The Workforce You Already Have: Making the Case for Incumbent Worker Training

As AI reshapes job tasks, the gap between what employers need and what external talent pipelines can supply is widening. One of the most practical and underused solutions is incumbent worker training: the structured upskilling and reskilling of employees already on the payroll.

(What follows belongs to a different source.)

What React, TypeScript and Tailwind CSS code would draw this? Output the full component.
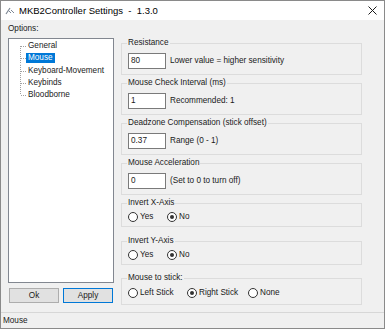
import React from 'react';

const font = "font-['Liberation_Sans',Arial,sans-serif]";

const treeItems = ['General', 'Mouse', 'Keyboard-Movement', 'Keybinds', 'Bloodborne'];

const TreeGutter = ({ index, count }: { index: number; count: number }) => {
  const top = index === 0 ? 6 : 0;
  const bottom = index === count - 1 ? 6 : 12.25;
  return (
    <svg width="17" height="12.25" className="shrink-0">
      <line x1="11.5" y1={top} x2="11.5" y2={bottom} stroke="#a0a0a0" strokeDasharray="1 1" />
      <line x1="12" y1="6.5" x2="17" y2="6.5" stroke="#a0a0a0" strokeDasharray="1 1" />
    </svg>
  );
};

const GroupBox = ({ title, children, className }: { title: string; children: React.ReactNode; className?: string }) => (
  <fieldset className={`w-[241px] border border-[#dcdcdc] pl-[6px] ${className ?? ''}`}>
    <legend className="ml-[-1px] px-[1px] leading-[10px] text-[8.2px] text-[#1a1a1a]">{title}</legend>
    {children}
  </fieldset>
);

const NumberField = ({ value, hint }: { value: string; hint: string }) => (
  <div className="mt-[5px] mb-[5px] flex items-center h-[16px]">
    <div className="w-[38px] h-[16px] border border-[#7a7a7a] bg-white pl-[2px] flex items-center text-[8.2px] leading-[10px]">
      {value}
    </div>
    <span className="ml-[4px] text-[8.2px] leading-[10px]">{hint}</span>
  </div>
);

const Radio = ({ label, checked, width }: { label: string; checked?: boolean; width: string }) => (
  <div className={`flex items-center h-[10px] ${width}`}>
    <span className="w-[10px] h-[10px] rounded-full border border-[#333333] bg-white flex items-center justify-center shrink-0">
      {checked && <span className="w-[4px] h-[4px] rounded-full bg-[#333333]" />}
    </span>
    <span className="ml-[2px] text-[8.2px] leading-[10px]">{label}</span>
  </div>
);

export default function App() {
  return (
    <div className={`w-[385px] h-[329px] border border-[#8a8a8a] bg-[#f0f0f0] flex flex-col text-[#1a1a1a] ${font}`}>
      {/* title bar */}
      <div className="h-[19px] bg-white flex items-center shrink-0">
        <svg width="10" height="8" viewBox="0 0 10 8" className="ml-[4px]">
          <path d="M1 7 L5 1" stroke="#7d8794" strokeWidth="1.2" fill="none" />
          <path d="M4 4 L6 6 M6 3 L9 6" stroke="#7d8794" strokeWidth="1" fill="none" />
        </svg>
        <span className="ml-[4px] text-[9.5px] leading-[12px] whitespace-pre text-black">MKB2Controller Settings  -  1.3.0</span>
        <svg width="9" height="9" viewBox="0 0 9 9" className="ml-auto mr-[7px]">
          <path d="M0.5 0.5 L8.5 8.5 M8.5 0.5 L0.5 8.5" stroke="#1a1a1a" strokeWidth="1" />
        </svg>
      </div>

      {/* body */}
      <div className="h-[292px] flex shrink-0">
        <div className="w-[120px] pl-[7px] pt-[4px] flex flex-col">
          <div className="text-[8.2px] leading-[10px]">Options:</div>
          <div className="mt-[4px] w-[106px] h-[245px] bg-white border border-[#828790] pt-[1px]">
            {treeItems.map((item, i) => (
              <div key={item} className="h-[12.25px] flex items-center">
                <TreeGutter index={i} count={treeItems.length} />
                <span
                  className={`px-[2px] h-[10px] flex items-center text-[8.2px] leading-[10px] ${
                    item === 'Mouse' ? 'bg-[#0078d7] text-white' : ''
                  }`}
                >
                  {item}
                </span>
              </div>
            ))}
          </div>
          <div className="mt-[5px] ml-[1px] flex gap-[4px]">
            <button className="w-[50px] h-[15px] bg-[#e1e1e1] border border-[#adadad] text-[8.2px] leading-[10px] flex items-center justify-center">
              Ok
            </button>
            <button className="w-[50px] h-[15px] bg-[#e1e1e1] border border-[#0078d7] text-[8.2px] leading-[10px] flex items-center justify-center">
              Apply
            </button>
          </div>
        </div>

        <div className="pt-[18px] flex flex-col">
          <GroupBox title="Resistance">
            <NumberField value="80" hint="Lower value = higher sensitivity" />
          </GroupBox>
          <GroupBox title="Mouse Check Interval (ms)" className="mt-[3px]">
            <NumberField value="1" hint="Recommended: 1" />
          </GroupBox>
          <GroupBox title="Deadzone Compensation (stick offset)" className="mt-[3px]">
            <NumberField value="0.37" hint="Range (0 - 1)" />
          </GroupBox>
          <GroupBox title="Mouse Acceleration" className="mt-[3px]">
            <NumberField value="0" hint="(Set to 0 to turn off)" />
          </GroupBox>
          <GroupBox title="Invert X-Axis" className="mt-[3px]">
            <div className="mt-[4px] mb-[4px] flex">
              <Radio label="Yes" width="w-[39px]" />
              <Radio label="No" checked width="w-[40px]" />
            </div>
          </GroupBox>
          <GroupBox title="Invert Y-Axis" className="mt-[9px]">
            <div className="mt-[4px] mb-[4px] flex">
              <Radio label="Yes" width="w-[39px]" />
              <Radio label="No" checked width="w-[40px]" />
            </div>
          </GroupBox>
          <GroupBox title="Mouse to stick:" className="mt-[8px]">
            <div className="mt-[5px] mb-[6px] flex">
              <Radio label="Left Stick" width="w-[59px]" />
              <Radio label="Right Stick" checked width="w-[61px]" />
              <Radio label="None" width="w-[40px]" />
            </div>
          </GroupBox>
        </div>
      </div>

      {/* status bar */}
      <div className="h-[16px] border-t border-[#d7d7d7] flex items-center pl-[2px] text-[8.2px] leading-[10px] shrink-0">
        Mouse
      </div>
    </div>
  );
}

The most resilient workforce strategies operate on two parallel tracks: balancing external recruitment with a rigorous, internal investment in existing talent.  

The Investment Gap

The scale of underinvestment in incumbent worker training is clear. According to ATD’s 2024 State of the Industry report, the average organization spent $1,283 per employee on workplace learning in 2023, an increase of just $63 over the prior year. To put that figure in context, according to the 2025 SHRM benchmarks, the average cost to recruit and hire a non-executive employee is approximately $5,475. Meanwhile, the World Economic Forum projects that 39% of workers’ core skills will change by 2030. This disconnect reveals a friction point: technological disruption is moving faster than the pace of workforce investment.

A common barrier to incumbent training is uncertainty around return on investment. But recent evidence shows the payoff is both measurable and often underestimated. A 2026 Harvard Business Review study of a 16-week upskilling program at a government agency found that frontline workers completed roughly 10% more work following training. It also found fewer “help-seeking” emails to managers, reducing interruptions and accounting for nearly 45% of the program’s total benefit, value traditional ROI models often miss.

From Learning to Doing: The Incumbent Speed Advantage

Tenured employees possess a strategic asset that new hires cannot immediately replicate: organizational context. They understand the systems, decisions, and customer realities that shape how work gets done, allowing new skills to translate into impact faster.

That advantage is especially valuable in the AI era. Because incumbent employees already know the business, they can apply newly acquired AI skills more quickly than external hires. As CTO Magazine’s 2026 workforce analysis notes, internal upskilling delivers faster impact because existing staff can integrate new capabilities without first learning the organization from scratch.

AI is making this urgency impossible to ignore. In healthcare, manufacturing, IT, and other sectors, jobs are not disappearing so much as being redefined. Domain expertise remains the anchor. Organizations that invest in training infrastructure can adopt new technologies faster because their workforce evolves alongside the tools.

The Role of Education Partners

Incumbent worker training does not have to happen in a vacuum. California’s community colleges and CSU campuses are expanding capacity for working adults through accelerated, stackable credentials. Additionally, employers can utilize California’s Employment Training Panel (ETP) which offers reimbursement support for upskilling in tech, healthcare, and manufacturing. For HR professionals, these are practical levers worth exploring ahead of the next budget cycle.

From Recognition to Practice

Organizations that successfully invest in incumbent training tend to share a few characteristics.

  • Strategic Alignment: Training is tied directly to business priorities not treated as a disconnected benefit
  • Managerial Engagement: Managers act as partners in identifying skill gaps 
  • Visible Pathways: Learning connect directly to career progression
  • Data-Driven Outcomes: Leadership tracks promotion rates and productivity to prove the case for investment.

None of this is an argument against hiring. New talent brings outside perspective, fresh skills, and capabilities that organizations need. However, hiring alone cannot close a skills gap that is moving faster than any external pipeline can fill. The companies that will compete most effectively in the coming decade are not just hiring for the future, they are building it from within.